* Collected data entries
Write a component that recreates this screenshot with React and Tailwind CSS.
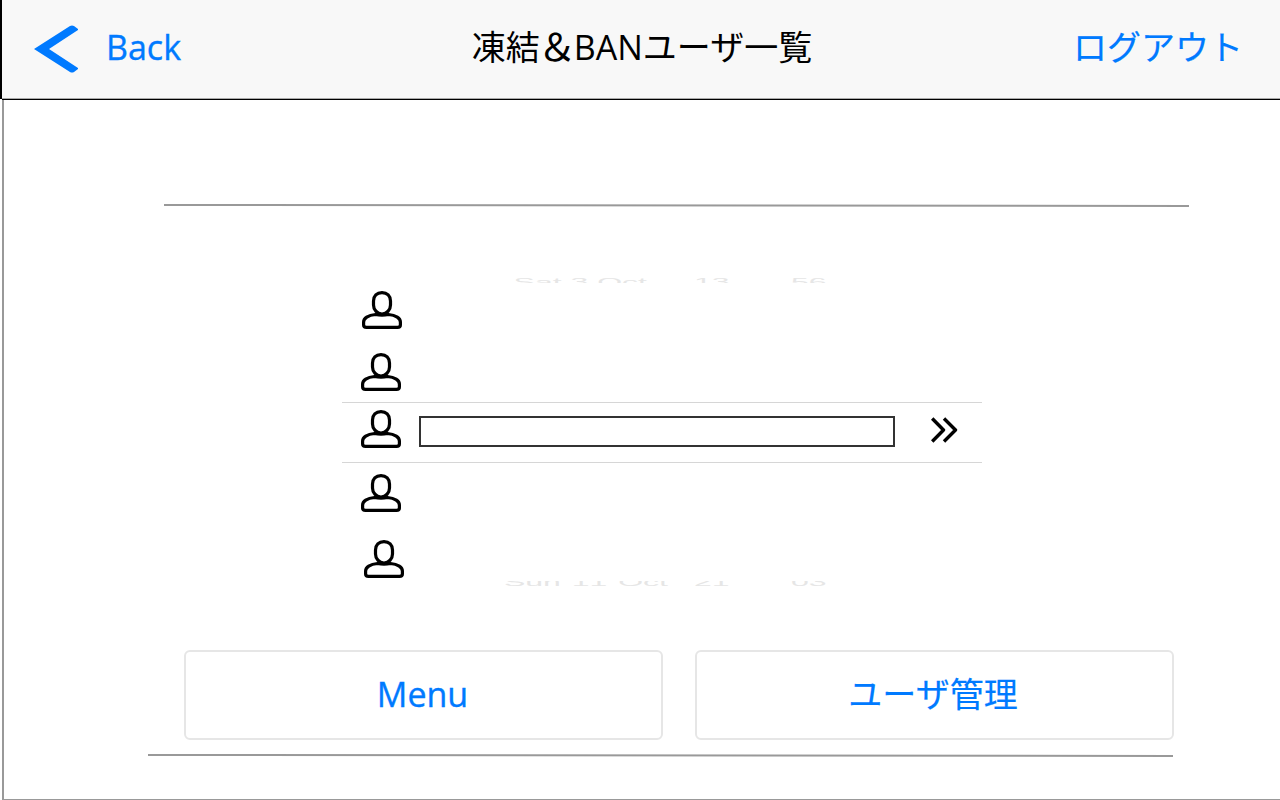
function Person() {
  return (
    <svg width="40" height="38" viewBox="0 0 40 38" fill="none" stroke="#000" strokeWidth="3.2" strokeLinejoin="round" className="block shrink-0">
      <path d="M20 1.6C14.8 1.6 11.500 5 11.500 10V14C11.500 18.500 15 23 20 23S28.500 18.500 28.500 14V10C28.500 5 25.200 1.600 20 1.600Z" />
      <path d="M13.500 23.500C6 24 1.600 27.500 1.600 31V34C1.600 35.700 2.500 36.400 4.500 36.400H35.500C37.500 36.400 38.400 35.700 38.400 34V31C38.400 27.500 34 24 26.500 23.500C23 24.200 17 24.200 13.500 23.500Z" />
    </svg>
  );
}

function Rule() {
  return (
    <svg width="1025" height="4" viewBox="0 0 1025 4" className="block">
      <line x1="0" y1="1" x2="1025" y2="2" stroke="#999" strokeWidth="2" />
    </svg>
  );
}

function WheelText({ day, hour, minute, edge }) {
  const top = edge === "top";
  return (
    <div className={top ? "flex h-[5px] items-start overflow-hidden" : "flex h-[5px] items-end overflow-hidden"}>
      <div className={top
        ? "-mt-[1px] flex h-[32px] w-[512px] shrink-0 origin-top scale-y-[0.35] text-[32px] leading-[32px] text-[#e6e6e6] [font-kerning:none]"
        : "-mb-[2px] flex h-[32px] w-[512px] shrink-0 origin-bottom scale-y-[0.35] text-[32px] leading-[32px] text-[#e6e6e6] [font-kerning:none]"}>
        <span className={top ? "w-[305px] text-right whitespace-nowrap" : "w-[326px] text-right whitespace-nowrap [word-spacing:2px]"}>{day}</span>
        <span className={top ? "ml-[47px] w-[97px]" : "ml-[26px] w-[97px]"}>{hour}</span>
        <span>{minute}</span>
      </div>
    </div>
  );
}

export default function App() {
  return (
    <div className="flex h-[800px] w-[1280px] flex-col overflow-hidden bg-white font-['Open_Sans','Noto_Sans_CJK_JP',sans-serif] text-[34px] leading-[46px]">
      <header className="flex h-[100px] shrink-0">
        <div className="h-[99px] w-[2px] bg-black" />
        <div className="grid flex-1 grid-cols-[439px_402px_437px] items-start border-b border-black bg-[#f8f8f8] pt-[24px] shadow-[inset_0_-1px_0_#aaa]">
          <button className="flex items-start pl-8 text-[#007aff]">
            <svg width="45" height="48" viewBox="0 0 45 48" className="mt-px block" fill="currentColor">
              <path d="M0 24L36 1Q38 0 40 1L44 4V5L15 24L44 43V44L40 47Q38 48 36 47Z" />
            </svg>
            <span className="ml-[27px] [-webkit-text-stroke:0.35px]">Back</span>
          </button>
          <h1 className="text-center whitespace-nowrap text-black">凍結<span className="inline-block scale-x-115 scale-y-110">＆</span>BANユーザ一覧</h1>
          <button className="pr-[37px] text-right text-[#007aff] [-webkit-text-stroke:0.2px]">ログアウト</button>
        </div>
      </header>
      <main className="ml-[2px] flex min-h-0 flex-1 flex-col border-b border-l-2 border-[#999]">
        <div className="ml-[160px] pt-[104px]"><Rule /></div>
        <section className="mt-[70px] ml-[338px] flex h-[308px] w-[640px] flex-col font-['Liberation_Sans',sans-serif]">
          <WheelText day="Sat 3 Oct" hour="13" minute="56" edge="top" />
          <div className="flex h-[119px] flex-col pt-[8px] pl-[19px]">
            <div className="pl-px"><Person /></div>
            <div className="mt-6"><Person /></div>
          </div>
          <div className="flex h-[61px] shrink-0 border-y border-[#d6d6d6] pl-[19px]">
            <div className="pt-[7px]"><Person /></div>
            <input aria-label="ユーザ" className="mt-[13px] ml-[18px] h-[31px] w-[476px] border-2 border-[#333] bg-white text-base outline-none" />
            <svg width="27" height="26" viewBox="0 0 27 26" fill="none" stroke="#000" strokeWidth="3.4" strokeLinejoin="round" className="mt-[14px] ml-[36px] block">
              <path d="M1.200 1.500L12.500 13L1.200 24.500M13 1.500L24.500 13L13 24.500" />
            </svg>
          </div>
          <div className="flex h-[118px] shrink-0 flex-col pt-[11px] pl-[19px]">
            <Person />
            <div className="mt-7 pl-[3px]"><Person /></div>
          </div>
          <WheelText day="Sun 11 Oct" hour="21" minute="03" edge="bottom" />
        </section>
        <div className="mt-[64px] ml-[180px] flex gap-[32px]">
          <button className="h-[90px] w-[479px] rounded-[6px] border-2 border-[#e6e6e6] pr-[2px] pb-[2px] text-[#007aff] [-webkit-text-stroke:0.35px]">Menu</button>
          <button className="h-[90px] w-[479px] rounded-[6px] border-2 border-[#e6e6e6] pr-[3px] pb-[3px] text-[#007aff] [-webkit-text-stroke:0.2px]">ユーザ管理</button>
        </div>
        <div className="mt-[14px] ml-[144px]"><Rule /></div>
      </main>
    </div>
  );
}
==
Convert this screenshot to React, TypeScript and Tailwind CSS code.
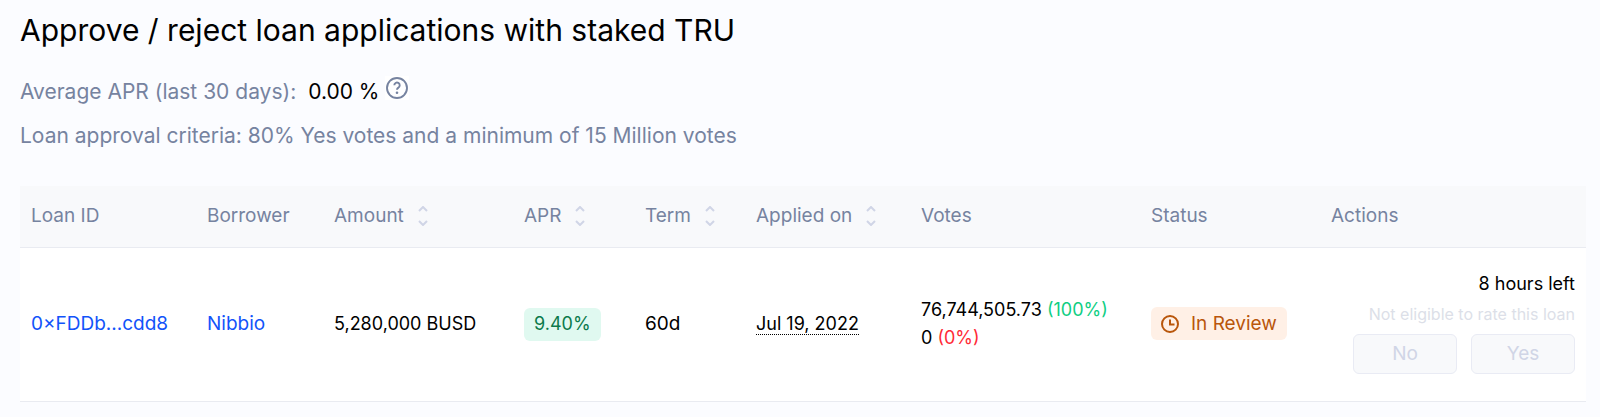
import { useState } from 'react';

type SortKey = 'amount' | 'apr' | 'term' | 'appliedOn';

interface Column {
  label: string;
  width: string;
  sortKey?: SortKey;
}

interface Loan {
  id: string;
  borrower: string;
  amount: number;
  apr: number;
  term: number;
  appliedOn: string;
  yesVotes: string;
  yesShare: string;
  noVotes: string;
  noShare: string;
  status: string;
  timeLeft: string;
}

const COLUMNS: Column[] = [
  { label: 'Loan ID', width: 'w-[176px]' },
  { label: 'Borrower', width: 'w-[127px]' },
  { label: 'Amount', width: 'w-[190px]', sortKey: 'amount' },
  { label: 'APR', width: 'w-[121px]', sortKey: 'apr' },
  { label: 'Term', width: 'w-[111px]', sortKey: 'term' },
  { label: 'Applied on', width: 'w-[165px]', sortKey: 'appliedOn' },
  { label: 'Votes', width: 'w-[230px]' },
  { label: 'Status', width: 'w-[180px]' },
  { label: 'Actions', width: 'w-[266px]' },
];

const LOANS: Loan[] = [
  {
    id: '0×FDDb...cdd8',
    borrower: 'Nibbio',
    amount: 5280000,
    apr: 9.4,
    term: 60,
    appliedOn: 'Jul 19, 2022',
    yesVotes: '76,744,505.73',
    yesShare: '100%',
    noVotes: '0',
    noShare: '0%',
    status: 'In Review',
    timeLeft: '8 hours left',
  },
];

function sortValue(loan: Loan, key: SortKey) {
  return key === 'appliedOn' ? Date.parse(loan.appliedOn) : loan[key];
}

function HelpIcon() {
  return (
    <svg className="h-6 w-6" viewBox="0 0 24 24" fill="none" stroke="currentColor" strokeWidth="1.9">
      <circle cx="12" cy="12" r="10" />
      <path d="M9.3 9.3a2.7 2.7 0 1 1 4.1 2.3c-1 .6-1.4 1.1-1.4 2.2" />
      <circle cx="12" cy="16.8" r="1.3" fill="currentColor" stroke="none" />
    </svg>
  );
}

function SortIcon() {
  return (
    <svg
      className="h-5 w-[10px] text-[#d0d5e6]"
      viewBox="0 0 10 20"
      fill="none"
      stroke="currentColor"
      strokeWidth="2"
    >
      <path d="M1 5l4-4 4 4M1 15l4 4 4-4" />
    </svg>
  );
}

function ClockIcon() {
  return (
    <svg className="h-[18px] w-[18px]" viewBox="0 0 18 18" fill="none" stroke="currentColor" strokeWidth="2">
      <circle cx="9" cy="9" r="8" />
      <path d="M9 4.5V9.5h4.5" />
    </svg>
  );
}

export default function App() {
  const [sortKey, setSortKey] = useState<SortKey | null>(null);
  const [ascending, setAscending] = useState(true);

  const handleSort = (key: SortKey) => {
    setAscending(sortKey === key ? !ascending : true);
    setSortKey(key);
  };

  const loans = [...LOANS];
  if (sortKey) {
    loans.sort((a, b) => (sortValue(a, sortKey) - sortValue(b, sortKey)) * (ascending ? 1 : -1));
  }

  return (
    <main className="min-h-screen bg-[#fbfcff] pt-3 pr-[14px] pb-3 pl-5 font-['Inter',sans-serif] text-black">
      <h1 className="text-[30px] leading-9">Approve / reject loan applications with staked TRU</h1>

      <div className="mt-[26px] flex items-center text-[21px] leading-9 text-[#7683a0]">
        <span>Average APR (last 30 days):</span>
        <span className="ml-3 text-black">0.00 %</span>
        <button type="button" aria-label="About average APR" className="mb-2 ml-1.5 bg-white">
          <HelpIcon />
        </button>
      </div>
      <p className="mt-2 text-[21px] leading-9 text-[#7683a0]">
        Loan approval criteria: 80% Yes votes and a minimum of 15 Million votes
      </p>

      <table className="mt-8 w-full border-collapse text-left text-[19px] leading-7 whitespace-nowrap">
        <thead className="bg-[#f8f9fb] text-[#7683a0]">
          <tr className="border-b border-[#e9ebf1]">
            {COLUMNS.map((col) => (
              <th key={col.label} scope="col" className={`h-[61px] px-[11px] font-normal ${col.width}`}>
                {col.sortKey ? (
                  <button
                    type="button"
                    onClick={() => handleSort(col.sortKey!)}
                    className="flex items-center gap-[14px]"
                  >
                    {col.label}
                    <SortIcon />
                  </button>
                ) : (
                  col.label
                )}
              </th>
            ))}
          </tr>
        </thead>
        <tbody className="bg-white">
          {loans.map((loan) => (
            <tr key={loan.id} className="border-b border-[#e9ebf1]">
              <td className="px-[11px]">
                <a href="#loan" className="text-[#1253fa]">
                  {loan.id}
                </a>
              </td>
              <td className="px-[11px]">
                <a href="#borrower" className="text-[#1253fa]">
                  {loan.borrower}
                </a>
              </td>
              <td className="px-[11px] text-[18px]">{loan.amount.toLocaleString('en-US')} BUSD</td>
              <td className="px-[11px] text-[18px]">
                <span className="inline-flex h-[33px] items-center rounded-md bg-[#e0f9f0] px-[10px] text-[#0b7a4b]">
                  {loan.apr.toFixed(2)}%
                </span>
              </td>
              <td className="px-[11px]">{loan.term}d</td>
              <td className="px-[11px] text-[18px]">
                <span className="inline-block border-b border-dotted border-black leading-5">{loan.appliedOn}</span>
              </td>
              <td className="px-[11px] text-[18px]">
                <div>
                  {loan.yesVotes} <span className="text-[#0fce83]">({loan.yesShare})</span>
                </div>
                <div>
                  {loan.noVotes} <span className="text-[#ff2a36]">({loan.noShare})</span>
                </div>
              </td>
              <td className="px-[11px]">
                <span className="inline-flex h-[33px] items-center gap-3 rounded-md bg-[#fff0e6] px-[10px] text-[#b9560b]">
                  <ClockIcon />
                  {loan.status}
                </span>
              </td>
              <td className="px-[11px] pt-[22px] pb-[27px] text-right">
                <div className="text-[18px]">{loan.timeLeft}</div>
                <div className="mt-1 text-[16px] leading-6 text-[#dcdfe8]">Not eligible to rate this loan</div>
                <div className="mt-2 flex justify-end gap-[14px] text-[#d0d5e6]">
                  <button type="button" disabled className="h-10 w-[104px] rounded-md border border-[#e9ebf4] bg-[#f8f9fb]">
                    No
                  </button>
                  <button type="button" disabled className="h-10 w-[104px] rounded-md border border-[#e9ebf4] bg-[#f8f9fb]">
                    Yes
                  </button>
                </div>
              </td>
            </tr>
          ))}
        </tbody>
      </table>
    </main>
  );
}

* DO THIS
Copy all lines from the material that include "Tailwind".

* SOLUTION
Write a component that recreates this screenshot with React and Tailwind CSS.
Convert this screenshot to React, TypeScript and Tailwind CSS code.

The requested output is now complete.